An unnamed guard, who removed Epstein from the cell and placed him on a stretcher, reported that Epstein accused Tartaglione of trying to kill him. According to the guard, Epstein stated that a week earlier, Tartaglione had been given a copy of Daily News where he learned that Epstein was worth US$77 million. After that, Tartaglione had tried to extort him—threatening to beat him up if he did not pay him money. One unnamed source later claimed that Epstein had told him the day before the incident that he feared Tartaglione, and another claimed Epstein told his lawyers Tartaglione had inflicted the injuries on him. However, in an internal interview by the prison several days later, Epstein stated the incident was caused by his chronic insomnia and that he did not feel threatened by Tartaglione.

An internal prison investigation was conducted following the event, which cleared Tartaglione of any connection or wrongdoing. According to an unnamed prison official at the facility, most staff felt that Epstein had attempted suicide and that his initial story to the guard about Tartaglione was an attempt to avoid being put on suicide watch.

=== Aftermath ===
Following the incident, Epstein was moved from their shared cell to an observation cell. Tartaglione later found an alleged suicide note tucked inside a graphic novel left by Epstein, which stated that "it is a treat to be able to choose one's time to say goodbye." Following Epstein's death on August 10, Tartaglione claimed that he was threatened and harassed by guards who did not want him to speak publicly about Epstein. He claimed that this was because the incident highlighted the poor living conditions and frequent mistreatment of detainees in Metropolitan Correctional. On August 21, after being informed about the living conditions by Tartaglione's lawyers, a judge ruled that conditions at the facility were unacceptable and needed to improve.
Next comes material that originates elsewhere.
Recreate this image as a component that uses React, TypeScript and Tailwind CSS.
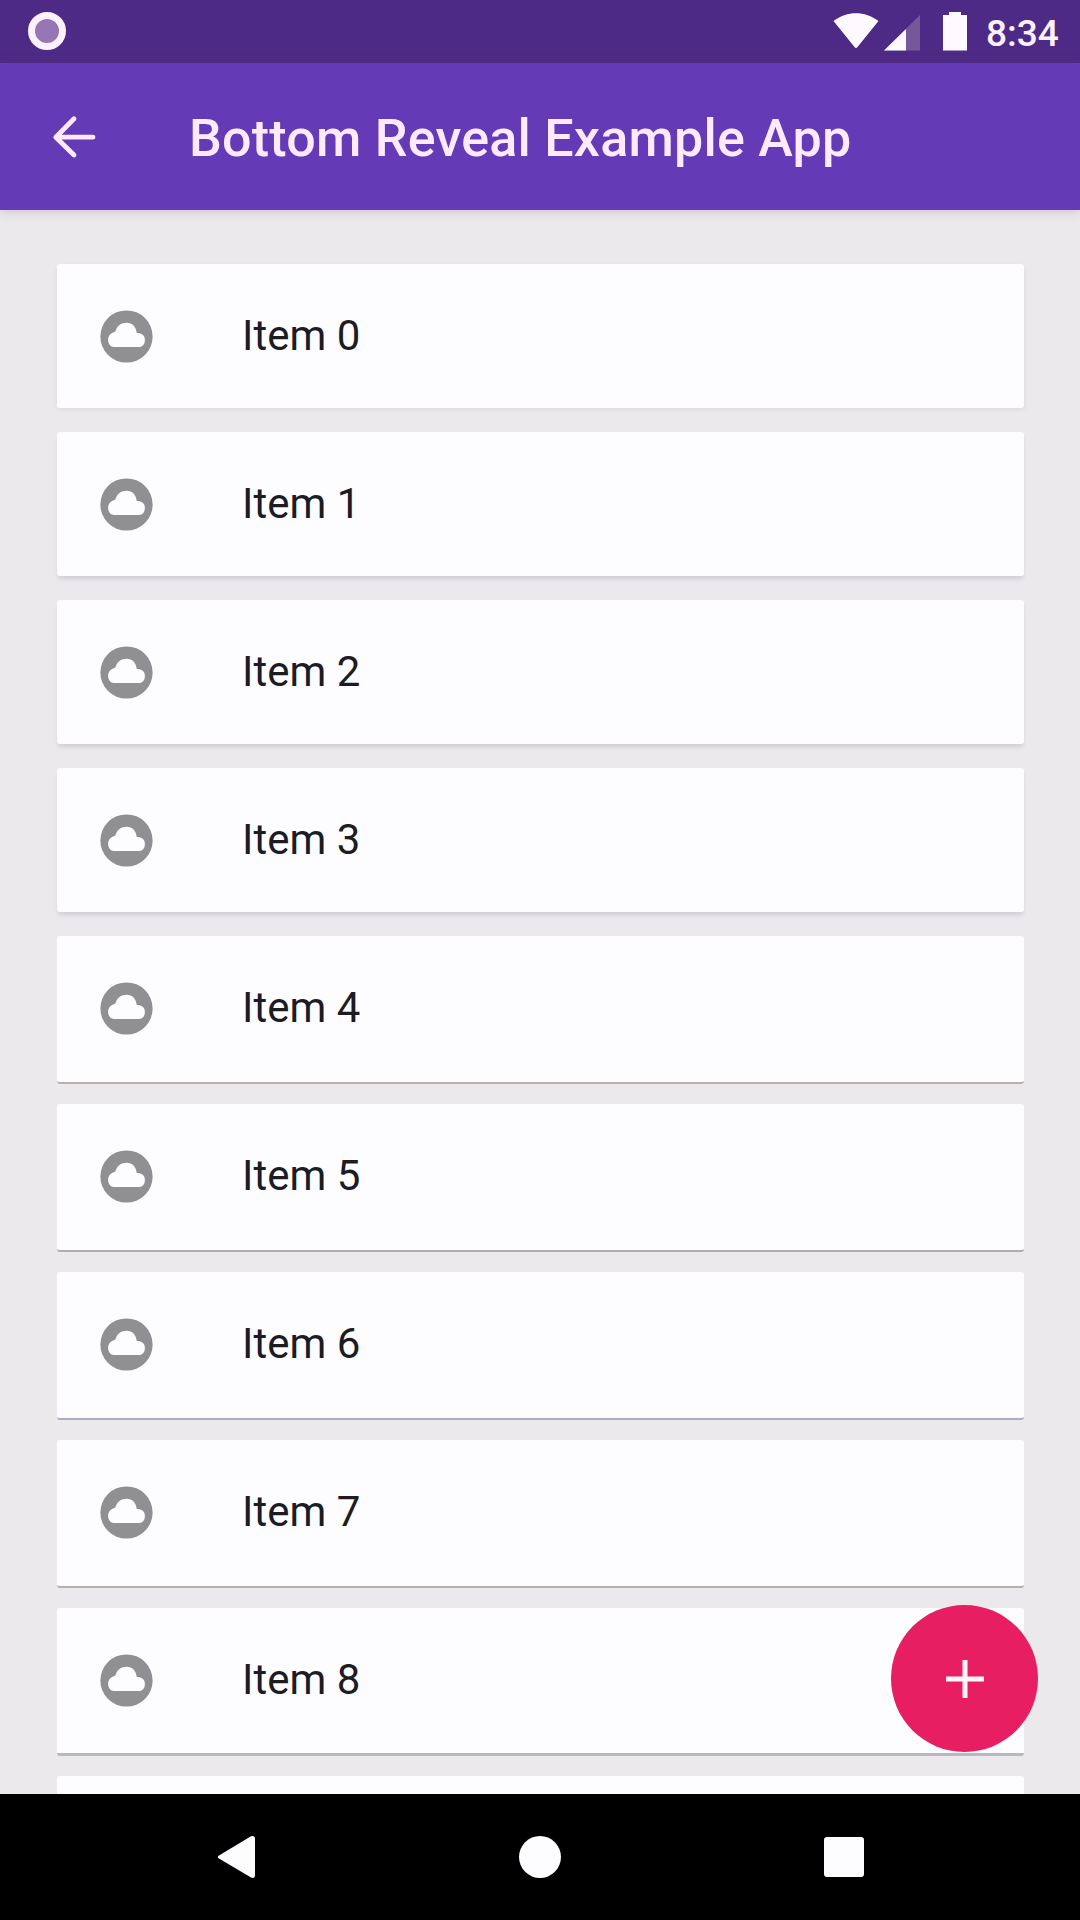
const items = [0, 1, 2, 3, 4, 5, 6, 7, 8];

const cardEdges = [
  'h-[144px] shadow-[0_2px_4px_rgba(80,80,90,0.08)]',
  'h-[144px] shadow-[0_4px_4px_-1px_rgba(90,90,105,0.18)]',
  'h-[144px] shadow-[0_4px_4px_-1px_rgba(90,90,105,0.18)]',
  'h-[144px] shadow-[0_4px_4px_-1px_rgba(90,90,105,0.18)]',
  'h-[148px] border-b-2 border-[#b4b2ab]',
  'h-[148px] border-b-2 border-[#acaeb2]',
  'h-[148px] border-b-2 border-[#acacc4]',
  'h-[148px] border-b-2 border-[#b2b1ac]',
  'h-[148px] border-b-3 border-[#b8b8c2]',
];

function StatusBar() {
  return (
    <div className="flex h-[63px] shrink-0 items-start bg-[#4c2a86]">
      <div className="mt-3 ml-7 size-[38px] rounded-full border-7 border-[#fdf0ff] bg-[#9477b4]" />
      <svg className="mt-3 ml-[767px] h-10 w-[46px]" viewBox="0 0 46 40" fill="#fffaff">
        <path d="M0.500 9C14 -1.500 32 -1.500 45.500 9L24.500 35Q23 37 21.500 35Z" />
      </svg>
      <svg className="mt-3 ml-1 h-10 w-[40px]" viewBox="0 0 40 40">
        <path d="M37 3V38.500H1Z" fill="#76589a" />
        <path d="M23 17V38.500H1Z" fill="#fffaff" />
      </svg>
      <svg className="mt-3 ml-[20px] h-10 w-6" viewBox="0 0 24 40" fill="#fffaff">
        <path d="M6 0H18V3H24V38.500H0V3H6Z" />
      </svg>
      <span className="mt-[13px] ml-[19px] text-[37px] leading-[42px] font-medium whitespace-nowrap text-[#fdf0ff]">8:34</span>
    </div>
  );
}

function AppBar() {
  return (
    <header className="z-10 flex h-[147px] shrink-0 items-center bg-[#653ab7] shadow-[0_1px_10px_rgba(120,60,130,0.25)]">
      <svg className="ml-[50px] h-12 w-12" viewBox="0 0 48 48" fill="none" stroke="#fdeaff" strokeWidth="4.800" strokeLinecap="round" strokeLinejoin="round">
        <path d="M43 24.200H6M24 5.800L5.800 24.200L24 42" />
      </svg>
      <h1 className="mt-[5px] ml-[91px] text-[52px] leading-[62px] font-medium tracking-[0.24px] whitespace-nowrap text-[#fdeaff]">
        Bottom Reveal Example App
      </h1>
    </header>
  );
}

function CloudCircle() {
  return (
    <svg className="ml-[38px] size-[63px]" viewBox="0 0 24 24">
      <circle cx="12" cy="12" r="9.950" fill="#8f8f94" />
      <path
        d="M7.400 16C6 16 5 14.900 5 13.300C5 11.400 6.300 10.600 7.700 10.200C8.400 8 9.900 6.800 12 6.800C14.200 6.800 15.700 8.300 15.900 10.700C17.800 10.700 19 11.600 19 13.300C19 14.900 18.200 16 16.600 16Z"
        fill="#fdfcff"
      />
    </svg>
  );
}

export default function App() {
  return (
    <div className="relative flex h-[1920px] w-[1080px] flex-col overflow-hidden bg-[#ebe9ec] font-['Roboto',sans-serif]">
      <StatusBar />
      <AppBar />
      <main className="flex min-h-0 flex-1 flex-col overflow-hidden pt-[54px] pr-[56px] pl-[57px]">
        {items.map((n) => (
          <div key={n} className="h-[168px] shrink-0">
            <div className={`flex items-start rounded-[3px] bg-[#fdfcff] ${cardEdges[n]}`}>
              <div className="flex h-[145px] items-center">
                <CloudCircle />
                <span className="mb-[2px] ml-[84px] text-[42px] leading-[50px] text-[#1d1c22]">Item {n}</span>
              </div>
            </div>
          </div>
        ))}
        <div className="h-36 shrink-0 rounded-[3px] bg-[#fdfcff]" />
      </main>
      <nav className="flex h-[126px] shrink-0 items-center bg-black">
        <svg className="ml-[217px] h-[44px] w-[39px]" viewBox="0 0 39 44" fill="#fdfcff">
          <path d="M2 20.500L34 1.300Q38 0 38 4V40Q38 44 34 42.500L2 23.500Q-0.500 22 2 20.500Z" />
        </svg>
        <div className="ml-[263px] size-[42px] rounded-full bg-[#fdfcff]" />
        <div className="ml-[263px] size-10 rounded-[3px] bg-[#fdfcff]" />
      </nav>
      <button className="absolute top-[1605px] left-[891px] flex size-[147px] items-center justify-center rounded-full bg-[#e81e62]" aria-label="Add">
        <svg className="size-[38px]" viewBox="0 0 38 38" stroke="#fff5fa" strokeWidth="5">
          <path d="M19 0V38M0 19H38" />
        </svg>
      </button>
    </div>
  );
}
Despite being cleared of any connection to the initial incident or Epstein's subsequent death, Tartaglione has remained a subject of conspiracy theories. He has repeatedly responded to the allegations against him and denies harming Epstein. Tartaglione stated that he believes the July 23 incident was an attempted suicide, and claimed that Epstein previously offered Tartaglione money to kill him. In late 2019, his lawyers filed an official request to obtain the surveillance footage from that night, but were told it had been erased due to a "data entry error."
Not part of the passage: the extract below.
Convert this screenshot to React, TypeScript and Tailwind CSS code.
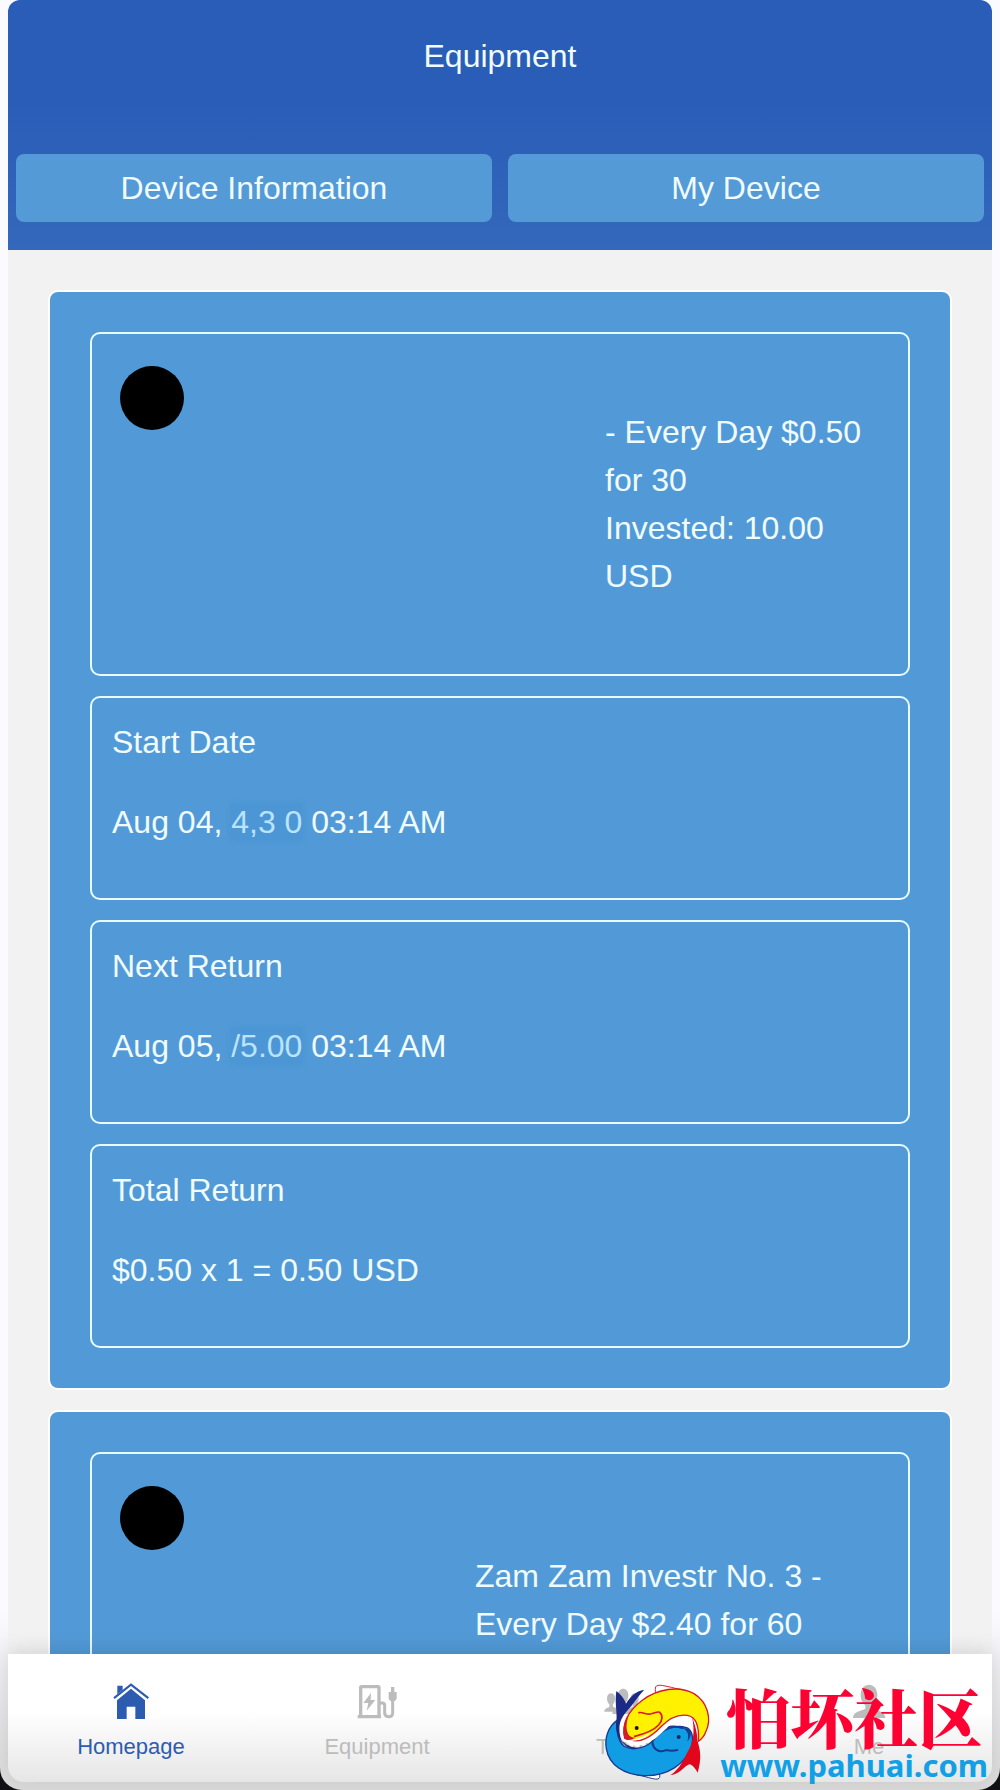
import type { ReactNode } from "react";

interface Row {
  title: string;
  value: ReactNode;
}

interface DeviceCardProps {
  lines: string[];
  textWidth: string;
  rows: Row[];
}

interface NavItemProps {
  label: string;
  icon: ReactNode;
  active?: boolean;
}

function Smudge({ text }: { text: string }) {
  return (
    <span className="bg-[#4d96d5] text-[#b9e4fb] shadow-[0_0_6px_2px_#4d96d5]">{text}</span>
  );
}

function InfoBox({ title, value }: Row) {
  return (
    <div className="rounded-[10px] border-2 border-[#e8fbff] p-5">
      <h2 className="mb-8">{title}</h2>
      <p className="mb-8">{value}</p>
    </div>
  );
}

function DeviceCard({ lines, textWidth, rows }: DeviceCardProps) {
  return (
    <article className="flex shrink-0 flex-col gap-5 rounded-[10px] border-2 border-white bg-[#529ad7] p-10">
      <div className="flex min-h-[344px] items-center justify-between rounded-[10px] border-2 border-[#e8fbff] px-7">
        <span className="mt-8 h-16 w-16 self-start rounded-full bg-black" />
        <div className={`min-h-36 ${textWidth}`}>
          {lines.map((line) => (
            <p key={line}>{line}</p>
          ))}
        </div>
      </div>
      {rows.map((row) => (
        <InfoBox key={row.title} title={row.title} value={row.value} />
      ))}
    </article>
  );
}

function HomeIcon() {
  return (
    <svg viewBox="156 64 114 114" className="h-[38px] w-[38px]" fill="currentColor">
      <path d="M172 75h16v12l-16 14z" />
      <path d="M160 110l53-42 54 42-4 5-50-39-49 39z" />
      <path d="M171 119l42-35 42 35v56h-29v-37h-26v37h-29z" />
    </svg>
  );
}

function ChargerIcon() {
  return (
    <svg viewBox="177 123 114 114" className="h-[38px] w-[38px] overflow-visible">
      <path d="M185 224v-84q0-3 3-3h49q3 0 3 3v84M176 227h70" fill="none" stroke="currentColor" strokeWidth="10" />
      <path d="M216 156l-23 30h15l-5 23 26-32h-14z" fill="currentColor" />
      <path d="M242 186h8q7 0 7 8v22q0 11 12 11t12-12v-42" fill="none" stroke="currentColor" strokeWidth="9" />
      <path d="M276 138h10v15h7v20q-3 8-12 8t-12-8v-20h7z" fill="currentColor" />
    </svg>
  );
}

function TeamIcon() {
  return (
    <svg viewBox="42 93 114 114" className="h-[38px] w-[38px]" fill="currentColor">
      <path d="M51 142c0-20 24-20 24 0 0 9-3 15-6 18v7l11 5-10 10H43c0-9 7-10 15-14v-8c-4-3-7-9-7-18z" />
      <path d="M122 142c0-20 24-20 24 0 0 9-3 15-6 18v8c8 4 15 5 15 14h-28l-10-10 11-5v-7c-4-3-6-9-6-18z" />
      <path d="M84 132c0-25 31-25 31 0 0 11-4 19-8 23v9c11 5 22 7 23 25H67c1-17 13-20 25-25v-9c-5-4-8-12-8-23z" />
    </svg>
  );
}

function PersonIcon() {
  return (
    <svg viewBox="420 63 114 114" className="h-[38px] w-[38px]" fill="currentColor">
      <path d="M452 101c0-40 50-40 50 0 0 16-6 26-13 32v10c17 8 36 8 37 28h-97c1-19 20-20 37-28v-10c-8-6-14-16-14-32z" />
    </svg>
  );
}

function NavItem({ label, icon, active }: NavItemProps) {
  return (
    <a
      href="#"
      className={`flex flex-1 flex-col items-center gap-3 pt-7 pb-5 text-[22px] leading-[30px] ${
        active ? "text-[#2c5cb0]" : "text-[#bcbcbc]"
      }`}
    >
      {icon}
      <span>{label}</span>
    </a>
  );
}

function FishLogo() {
  return (
    <svg viewBox="20 15 324 300" className="h-[100px] w-[108px] shrink-0" strokeLinejoin="round">
      {/* fins */}
      <path d="M174 59c4-13-7-32 9-34 12-2 43 8 70 13" fill="#fff" stroke="#e01a2c" strokeWidth="3" />
      <path d="M186 271c-5 15 9 31-5 35-15 2-36-9-63-12" fill="#fff" stroke="#1c3a93" strokeWidth="3" />
      {/* blue fish */}
      <path
        d="M62 128C30 150 22 185 27 215c8 50 53 78 113 81 70 2 125-34 143-91 7-25 0-50-18-54-30-8-70 4-92 34-23 27-63 37-88 25-20-10-31-45-23-82z"
        fill="#119de3"
        stroke="#173a91"
        strokeWidth="4"
      />
      <path
        d="M256 153c-24-9-54-5-74 10-18 14-21 34-12 48 10 14 27 14 36 8 12 3 20 4 34 0"
        fill="none"
        stroke="#183990"
        strokeWidth="6"
        strokeLinecap="round"
      />
      <path d="M255 153c26 0 34 18 15 41 6-20 2-33-15-41z" fill="#183990" />
      <circle cx="244" cy="180" r="6" fill="#142468" />
      {/* white channel between both bodies */}
      <path
        d="M301 196c5-45-4-71-32-76-28-4-58 13-78 36-27 28-60 46-92 38-14-8-22-30-20-58"
        fill="none"
        stroke="#fff"
        strokeWidth="20"
      />
      <path
        d="M57 42c12 9 24 23 29 38 12-20 29-38 55-42-14 15-26 31-39 49-18 21-35 38-36 66 0 20 4 36 14 50-14-12-25-34-24-62 6-29-5-61 1-99z"
        fill="#1b2a86"
      />
      <path d="M74 190c10 14 30 24 52 22-18 8-44 2-52-22z" fill="#1b2a86" />
      {/* yellow fish */}
      <path
        d="M82 184C72 140 95 100 135 70c45-35 110-45 155-20 40 25 55 75 35 115-5 15-15 23-22 28 3-43-4-73-33-78-28-4-58 12-80 35-26 28-62 50-90 38z"
        fill="#fff100"
        stroke="#d71929"
        strokeWidth="4"
      />
      <path d="M83 184c20 10 55-2 78-18-14 18-38 26-58 25-12 0-20-4-20-7z" fill="#fff" />
      <path
        d="M125 107c10-3 20 6 34 4 12-1 20-9 28-5 10 8 9 26-3 38-14 15-32 24-72 34"
        fill="none"
        stroke="#d71929"
        strokeWidth="5"
        strokeLinecap="round"
      />
      <path d="M96 112c-22 30-22 66-10 76 8 2 18 0 28-6-26 2-34-32-18-70z" fill="#d71929" />
      <circle cx="118" cy="153" r="6" fill="#1b1717" />
      <path
        d="M284 120c7 18 16 44 16 70 10 32 13 56 1 97-8-13-15-23-25-25-16 5-27 30-57 33 30-22 39-45 52-71 16-22 23-60 13-104z"
        fill="#e2061b"
      />
    </svg>
  );
}

function SiteBadge() {
  return (
    <div className="pointer-events-none absolute right-1 bottom-0 flex items-start gap-2">
      <FishLogo />
      <div className="flex flex-col items-center">
        <span className="font-['Noto_Serif_CJK_SC','Noto_Sans_CJK_SC',serif] text-[64px] leading-[66px] font-black text-[#ff0033]">
          怕坏社区
        </span>
        <span className="font-['Noto_Sans',sans-serif] text-[31px] leading-[34px] font-bold text-[#119fe6]">
          www.pahuai.com
        </span>
      </div>
    </div>
  );
}

const devices: DeviceCardProps[] = [
  {
    lines: ["- Every Day $0.50 for 30", "Invested: 10.00 USD"],
    textWidth: "w-[275px]",
    rows: [
      { title: "Start Date", value: <>Aug 04, <Smudge text="4,3 0" /> 03:14 AM</> },
      { title: "Next Return", value: <>Aug 05, <Smudge text="/5.00" /> 03:14 AM</> },
      { title: "Total Return", value: "$0.50 x 1 = 0.50 USD" },
    ],
  },
  {
    lines: ["Zam Zam Investr No. 3 - Every Day $2.40 for 60"],
    textWidth: "w-[405px]",
    rows: [],
  },
];

export default function App() {
  return (
    <div className="bg-[#101014] font-['Liberation_Sans',Arial,sans-serif] text-[32px] leading-[48px] text-[#f0fcff]">
      <div className="flex h-screen flex-col overflow-hidden rounded-b-[22px] bg-linear-to-b from-[#fafaff] from-90% to-[#d9d9d9] px-2 pb-2">
        <header className="shrink-0 rounded-t-xl bg-linear-to-b from-[#295db8] from-40% to-[#3468bb] px-2 pb-7">
          <h1 className="mb-[42px] py-8 text-center">Equipment</h1>
          <div className="flex gap-4">
            <button type="button" className="flex-1 rounded-lg bg-[#539ad7] py-[10px]">
              Device Information
            </button>
            <button type="button" className="flex-1 rounded-lg bg-[#539ad7] py-[10px]">
              My Device
            </button>
          </div>
        </header>

        <main className="flex min-h-0 flex-1 flex-col gap-5 overflow-hidden bg-[#f2f2f2] px-10 pt-10">
          {devices.map((device) => (
            <DeviceCard key={device.lines[0]} {...device} />
          ))}
        </main>

        <nav className="relative flex shrink-0 rounded-b-2xl bg-linear-to-b from-white from-45% to-[#e6e6e6] shadow-[0_-4px_20px_rgba(0,0,0,0.12)]">
          <NavItem label="Homepage" icon={<HomeIcon />} active />
          <NavItem label="Equipment" icon={<ChargerIcon />} />
          <NavItem label="Team" icon={<TeamIcon />} />
          <NavItem label="Me" icon={<PersonIcon />} />
          <SiteBadge />
        </nav>
      </div>
    </div>
  );
}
While investigating the initial incident, the courts also identified a conflict of interest for one of Tartaglione's attorneys, John Weider. This discovery led to a year-long Curcio hearing, headed by Bobbi Sternheim, who later represented Ghislaine Maxwell. During the hearing, the handwritten note found by Tartaglione was entered into evidence, and subsequently sealed with the rest of the Curcio report after the hearing was concluded. In September 2025, Tartaglione publicly discussed the note for the first time during an interview, leading to The New York Times requesting that both the note and the entire Curcio report be unsealed. In 2026, Tartaglione's defence team submitted a letter to the court endorsing the release of the note but not the entire report. Judge Karas agreed with Tartaglione's counsel and approved the release of only the note on May 6.